How someone coaches depends on what they’ve been taught and what they feel most comfortable doing. It’s the same in planning – some people prefer the numbers, others like the human side and most of us are somewhere inbetween. So, when you’re looking at a coach or a training programme, be aware of the differences in approach.
Secondly, you need to decide what skillsets you want to develop yourself and what you want to outsource.
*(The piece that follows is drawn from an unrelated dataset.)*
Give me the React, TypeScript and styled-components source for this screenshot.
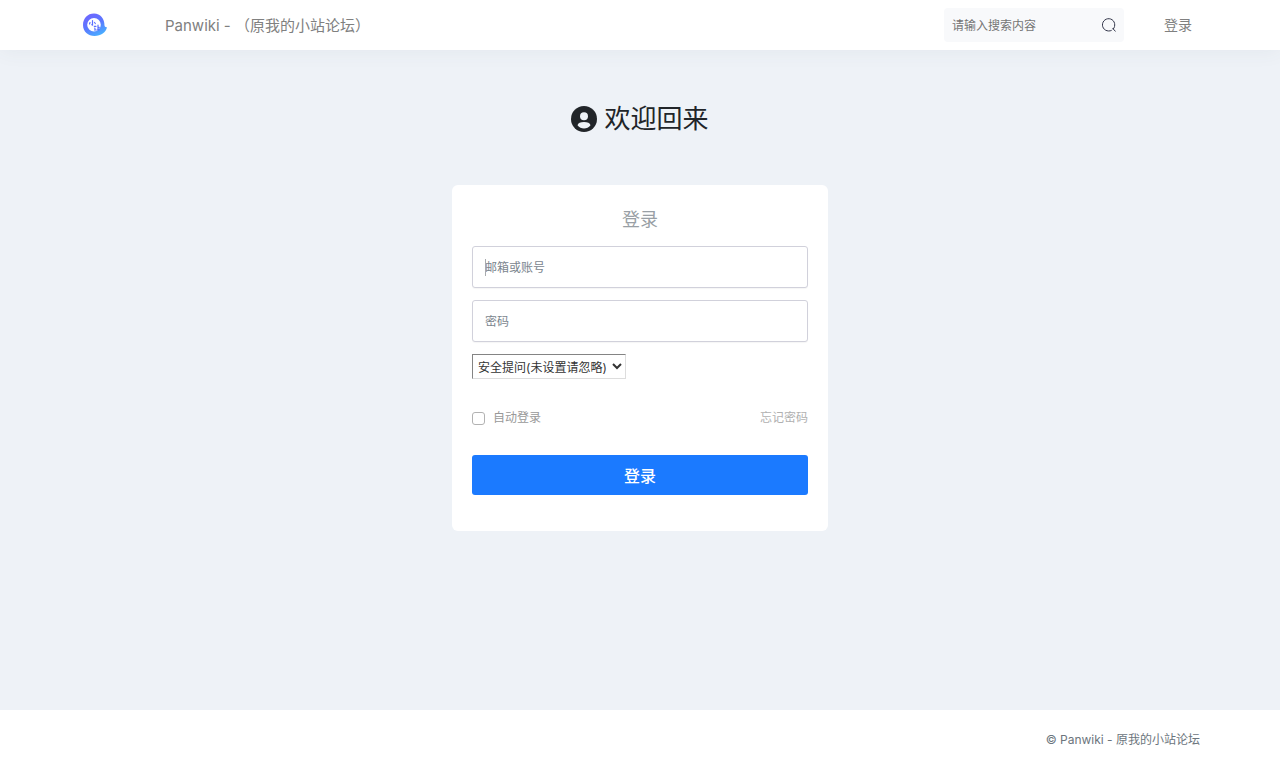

Money coaching as a coaching activity that helps clients with behaviour change is like any other service that you can refer your clients to.
Depending on your firm and business model, there are a range of options and some of the ones I have come across are:
- Firm A has set up a coaching practice that sits alongside their regulated planning practice.
- Firm B employs a money coach to sit in on all discovery meetings and help the planner to build a deep understanding of the client.
- Firm C has sent planners on a money coach training course to learn money coaching skills.
- Firm D has sent all their staff on training courses to understand client money behaviour.
The best place to start is by going on an introductory course to understand the basics of money behaviour and the money coaching framework. Understanding client money behaviour sits at the heart of any relationship that involves helping clients to manage the money in their lives.
In the US, based on practitioner feedback, in 2021 the CFP board introduced the Psychology of Financial Planning as a new component in its training and accreditation. This will be in the UK soon so, as well as good business practice, money coaching will be a confirmed part of financial planning.